Perhaps because Teach First is billed as a graduate recruitment programme, that the majority of those interviewed are recent graduates who have little experience of interviews. As someone who sadly graduated a number of years ago now, I felt the experience was less demanding than I had anticipated and been led to believe.
I work with Teach Firsters currently and I know they are committed to their job and very good teachers considering they haven’t been trained in the traditional route. But I was left feeling a little mystified at the process Teach First used to assess whether I would make a good teacher or not and that the focus doesn’t appear to be on actual learning. I really want to make sure I am the best that I can be and having a strong theoretical understanding of subject pedagogy and child development is important to me in being able to achieve that. I think Teach First is a great option for teacher training and I am looking forward to starting my training, but I left my interview with a bad taste in my mouth. Like it was all a big show.
mothergfatherg
January 2, 2015
As a senior leader and teacher with 1 PGCE Firster and 1 Teach Firster as children it is interesting to read your insightful blog and compare with their first term experiences. So far the TF route seems tougher but the fortnightly visits and call back days are invaluable. It has been motivating and inspiring too and with sufficient support it will provide great teachers, with resilience, who have the potential to make a real difference to lives. With insufficient support and mentoring though it can be a real crash and burn situation. At the end of term one, both were extremely tired but are now returning equally rested and invigorated and keen to make a difference, both having strong moral consciences. I wonder though whether a slight difference in their case is that they too went to what is now a teach first school and whether this in itself has been the biggest impact on them? Thank you for evaluating and blogging.
hanstar14
January 10, 2016
Fantastic and Elequent article. I’m a Tfer 2015. I initially looked into teach First as quite frankly I couldn’t afford to do a PGCE as a career changer. However, the more I read about the ethos behind it, the more I wanted to be a part of it. No doubt about it, It is tough going. After being thrust into an academy in the North East in September , I now teach 80%of the time. In my spare time, Im currently writing a 5,000 word essay for my PGCE and on Wednesday I will be attending a ‘call back’ day with other 2015 participants. The day provides maths input training in the morning and then we will do a Maths test in the afternoon to check we are up to the required standard. I am from a Russell group university (Edinburgh) and graduated with a politics degree in 2011but my humble beginnings were an all girls state school in toughest Manchester and I’m from a ‘ broken home ‘.I’m pleased you’re helping to distill the myths associated with teach First. I am humble in my approach to colleagues and I love to learn from all experienced staff, no matter how they were trained. I think they could learn a thing or two from us too!:) I intend to stay in teaching after the two years but I do find living in the North East during the week and going back home to Scotland where my partner lives at the weekend a challenge. The main vision for every child in my class is to instill a sense of self belief and worth. The education part is a bonus! At the end of the day we are all in education because we want the best futures possible for children. I’m proud to be part of teach First for the support network it provides me with but more than that I’m proud to be part of the wider Teaching community.
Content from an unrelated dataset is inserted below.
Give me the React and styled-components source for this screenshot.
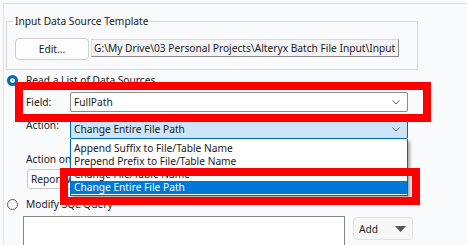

Thanks for your article. Very uplifting!
kevenbartle
January 10, 2016
And thanks for your response. I’m not a fan of divisive responses to our profession and this post was written because what makes us the same is far more important than what makes us different. Everything in your response has confirmed me in that view. Very good luck in all of your endeavours in this wonderful profession. Give my love to my homeland.
Thankyouforthemusic
September 30, 2016
This blog post is exactly what is needed.
Currently researching TF and SD routes, I have been quite shocked and disconcerted by all the ‘haters’ out there, effectively disrespecting each other when, actually, everyone, as long as they are in the game, irrespective of their route into the profession, is working towards the same goal. I was left quite sad by all the judgement, snobbery, prejudice and superiority in so much that I read and even what my friends and family in the profession had to say.
Each to their own – let’s all help each other do better for the kids.
Thank you so much for this article (and title)!
educationstate
January 29, 2017
In response to these other myths:
Firstly, the most disadvantaged kids need the best teachers especially ones who can manage class behaviour. All kids deserve teachers who are committed to them not to their careers elsewhere. Teaching is all about experience; while researchers argue over the exact number of optimal years, the fact remains that the more experience you have, the better your teaching will be. Retention rates for Teach First are the worst of any route. It costs cash-strapped schools money to replace staff and more to appoint TF-ers than all other routes. TF promotes the myth that ‘deprivation isn’t destiny’ when the biggest impact on a child’s future prospects in life is family income. TF doesn’t make the case for a fairer tax system that would help to address these structural inequalities; it legitimises the status quo. TF is PR-wash for donor companies that in England and elsewhere benefit from austerity and privatisation policies that make it harder for schools and staff to address the inequities that TF and other Teach For All programmes supposedly target. There are no properly independent studies showing that TF recruits are any better than those of other routes. The money spent promoting TF and on wages at the head office could be better spent in schools. School teaching in England isn’t a gap-year or internship experience; it is a serious, long-term career pursued by intelligent, moral and selfless people. And schools are not finishing schools for some to buff up the CV with a bit of reality.
In sum, schools deserve better than an accelerated leadership programme (and if you think it only a myth that TF is associated with stepping-stoning, you need to look again at how the scheme promotes its 2-year accelerated leadership programme, promotes its transferable skills and experience, and the links it has forged with future employers (eg Accenture, PWC) as well as how politicians have long appreciated TF’s use).